◆ **Dataset excerpt**
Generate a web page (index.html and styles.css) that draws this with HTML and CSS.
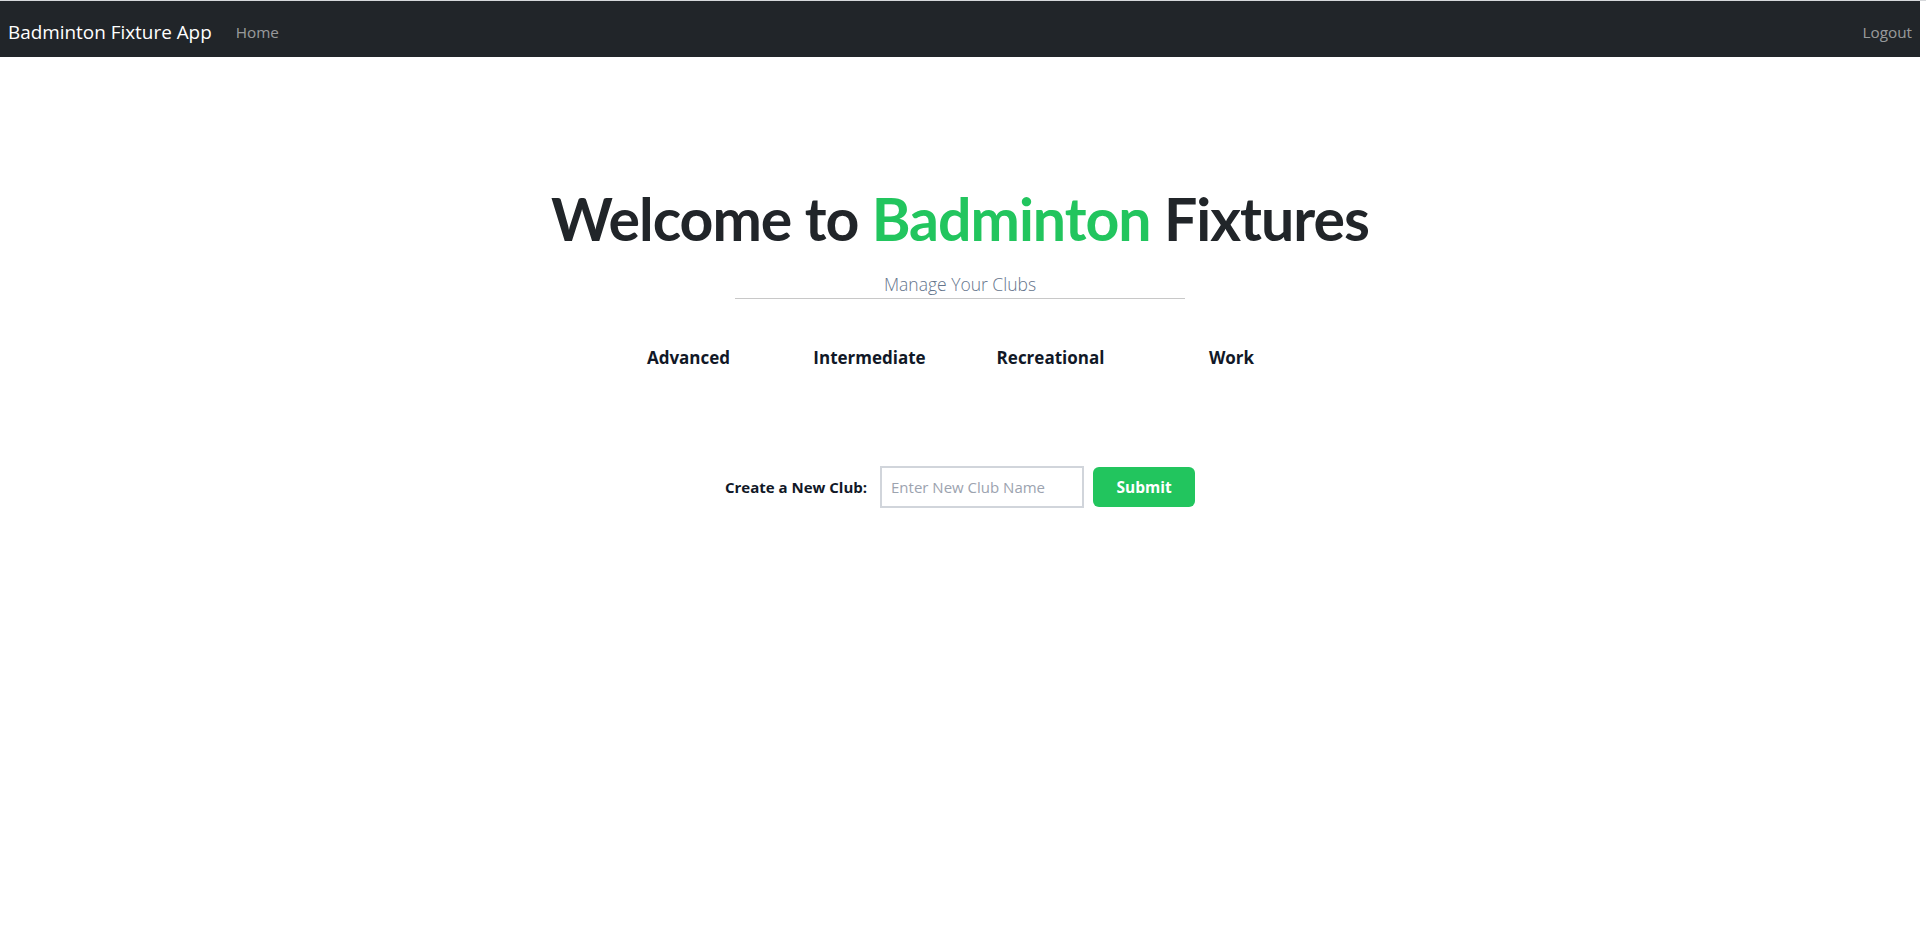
FILE: index.html
```html
<!DOCTYPE html>
<html lang="en">
<head>
<meta charset="utf-8">
<title>Badminton Fixture App</title>
<link rel="stylesheet" href="styles.css">
</head>
<body>
<div class="page">
  <nav class="navbar">
    <a class="brand" href="#">Badminton Fixture App</a>
    <a class="nav-link" href="#">Home</a>
    <a class="nav-link logout" href="#">Logout</a>
  </nav>
  <main class="main">
    <h1 class="title">Welcome to <span class="accent">Badminton</span> Fixtures</h1>
    <p class="subtitle">Manage Your Clubs</p>
    <hr class="divider">
    <div class="categories">
      <div class="category">Advanced</div>
      <div class="category">Intermediate</div>
      <div class="category">Recreational</div>
      <div class="category">Work</div>
    </div>
    <form class="club-form">
      <label class="club-label" for="club">Create a New Club:</label>
      <input class="club-input" id="club" type="text" placeholder="Enter New Club Name">
      <button class="club-btn" type="button">Submit</button>
    </form>
  </main>
</div>
</body>
</html>
```
FILE: styles.css
```css
html, body {
  margin: 0;
  padding: 0;
  background: #fff;
}
body {
  font-family: "Open Sans", "Noto Sans", sans-serif;
  color: #212529;
  border-top: 1px solid #d6d8db;
}
.page {
  width: 1920px;
}
.navbar {
  height: 56px;
  background: #212529;
  display: flex;
  align-items: center;
  padding: 5px 8px 0;
  box-sizing: border-box;
}
.brand {
  color: #fff;
  font-size: 18.9px;
  text-decoration: none;
  margin-right: 16px;
}
.nav-link {
  color: rgba(255,255,255,.55);
  font-size: 15.3px;
  text-decoration: none;
  padding: 8px;
}
.logout {
  margin-left: auto;
  padding-right: 0;
}
.main {
  display: flex;
  flex-direction: column;
  align-items: center;
}
.title {
  margin: 132px 0 0;
  font-family: Lato, "Open Sans", sans-serif;
  font-size: 59px;
  font-weight: 700;
  letter-spacing: -1px;
  line-height: 1;
}
.accent {
  color: #22c55e;
}
.subtitle {
  margin: 24px 0 0;
  font-size: 17.5px;
  font-weight: 300;
  color: #64748b;
  line-height: 1.4;
}
.divider {
  width: 450px;
  margin: 1px 0 0;
  border: 0;
  border-top: 1px solid #c8c8c8;
}
.categories {
  display: grid;
  grid-template-columns: repeat(4, 181px);
  margin-top: 47px;
}
.category {
  text-align: center;
  font-size: 17px;
  font-weight: 700;
  color: #111827;
  line-height: 24px;
}
.club-form {
  display: flex;
  align-items: center;
  margin-top: 96px;
}
.club-label {
  font-size: 15px;
  font-weight: 700;
  color: #111827;
  margin-right: 13px;
}
.club-input {
  width: 204px;
  height: 42px;
  box-sizing: border-box;
  border: 2px solid #d1d5db;
  padding: 0 9px;
  font-family: inherit;
  font-size: 15px;
  margin-right: 9px;
  outline: none;
}
.club-input::placeholder {
  color: #9ca3af;
}
.club-btn {
  width: 102px;
  height: 40px;
  background: #22c55e;
  color: #fff;
  border: 0;
  border-radius: 6px;
  font-family: inherit;
  font-size: 15.5px;
  font-weight: 700;
}
```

◆ **What you have to do**
Leave out all pictures, then copy the remaining material exactly.

◆ **Full output**
Generate a web page (index.html and styles.css) that draws this with HTML and CSS.
FILE: index.html
```html
<!DOCTYPE html>
<html lang="en">
<head>
<meta charset="utf-8">
<title>Badminton Fixture App</title>
<link rel="stylesheet" href="styles.css">
</head>
<body>
<div class="page">
  <nav class="navbar">
    <a class="brand" href="#">Badminton Fixture App</a>
    <a class="nav-link" href="#">Home</a>
    <a class="nav-link logout" href="#">Logout</a>
  </nav>
  <main class="main">
    <h1 class="title">Welcome to <span class="accent">Badminton</span> Fixtures</h1>
    <p class="subtitle">Manage Your Clubs</p>
    <hr class="divider">
    <div class="categories">
      <div class="category">Advanced</div>
      <div class="category">Intermediate</div>
      <div class="category">Recreational</div>
      <div class="category">Work</div>
    </div>
    <form class="club-form">
      <label class="club-label" for="club">Create a New Club:</label>
      <input class="club-input" id="club" type="text" placeholder="Enter New Club Name">
      <button class="club-btn" type="button">Submit</button>
    </form>
  </main>
</div>
</body>
</html>
```
FILE: styles.css
```css
html, body {
  margin: 0;
  padding: 0;
  background: #fff;
}
body {
  font-family: "Open Sans", "Noto Sans", sans-serif;
  color: #212529;
  border-top: 1px solid #d6d8db;
}
.page {
  width: 1920px;
}
.navbar {
  height: 56px;
  background: #212529;
  display: flex;
  align-items: center;
  padding: 5px 8px 0;
  box-sizing: border-box;
}
.brand {
  color: #fff;
  font-size: 18.9px;
  text-decoration: none;
  margin-right: 16px;
}
.nav-link {
  color: rgba(255,255,255,.55);
  font-size: 15.3px;
  text-decoration: none;
  padding: 8px;
}
.logout {
  margin-left: auto;
  padding-right: 0;
}
.main {
  display: flex;
  flex-direction: column;
  align-items: center;
}
.title {
  margin: 132px 0 0;
  font-family: Lato, "Open Sans", sans-serif;
  font-size: 59px;
  font-weight: 700;
  letter-spacing: -1px;
  line-height: 1;
}
.accent {
  color: #22c55e;
}
.subtitle {
  margin: 24px 0 0;
  font-size: 17.5px;
  font-weight: 300;
  color: #64748b;
  line-height: 1.4;
}
.divider {
  width: 450px;
  margin: 1px 0 0;
  border: 0;
  border-top: 1px solid #c8c8c8;
}
.categories {
  display: grid;
  grid-template-columns: repeat(4, 181px);
  margin-top: 47px;
}
.category {
  text-align: center;
  font-size: 17px;
  font-weight: 700;
  color: #111827;
  line-height: 24px;
}
.club-form {
  display: flex;
  align-items: center;
  margin-top: 96px;
}
.club-label {
  font-size: 15px;
  font-weight: 700;
  color: #111827;
  margin-right: 13px;
}
.club-input {
  width: 204px;
  height: 42px;
  box-sizing: border-box;
  border: 2px solid #d1d5db;
  padding: 0 9px;
  font-family: inherit;
  font-size: 15px;
  margin-right: 9px;
  outline: none;
}
.club-input::placeholder {
  color: #9ca3af;
}
.club-btn {
  width: 102px;
  height: 40px;
  background: #22c55e;
  color: #fff;
  border: 0;
  border-radius: 6px;
  font-family: inherit;
  font-size: 15.5px;
  font-weight: 700;
}
```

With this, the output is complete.